Part of the solution is policy. One of the most resounding recommendations from the Expert Panel on Sustainable Finance is to map Canada’s long-term path to a low-emissions economy, which would include outlining not only a trajectory for our oil and gas sector, but a capital plan to support its transition.

But the other, tougher, imperative is the need for a much richer, fuller, and more imaginative national conversation about the future of energy and Canada’s resource sector. What does it mean to be a good oil and gas company in this historical moment? What does a good oil and gas company do? How does it evolve and re-imagine itself?How does it contribute to the massive energy transition that is already underway? How does it act as a force for reconciliation?

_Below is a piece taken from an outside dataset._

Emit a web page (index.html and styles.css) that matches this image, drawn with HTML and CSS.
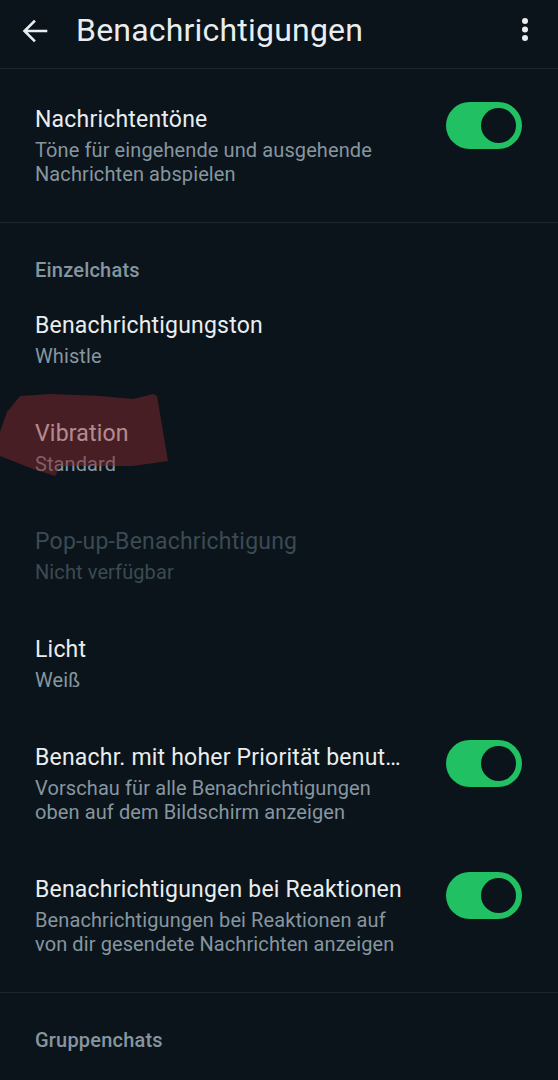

I am not talking about spin or advertising. I’m talking about what oil and gas companies can actually do to earn public trust, to create real social and environmental value, in 2020 and beyond.

If we are not allowed to ask these questions, then we will never even begin to imagine the answers. And where will that leave us? Here. Exactly right here.

“It is our hope,” wrote Lindsay, “that withdrawing from the [regulatory] process will allow Canadians to shift to a larger and more positive discussion about the path forward.” I hope he is right.

What is certain is that, in making this bold decision, Teck shifted our national energy conversation in a new and unexpected way. It cracked open a space in the centre and implored those on both sides to take a step in. Will they? We’ll see. But if we want a clue about what a good oil and gas company looks like, and what it does, this might be it.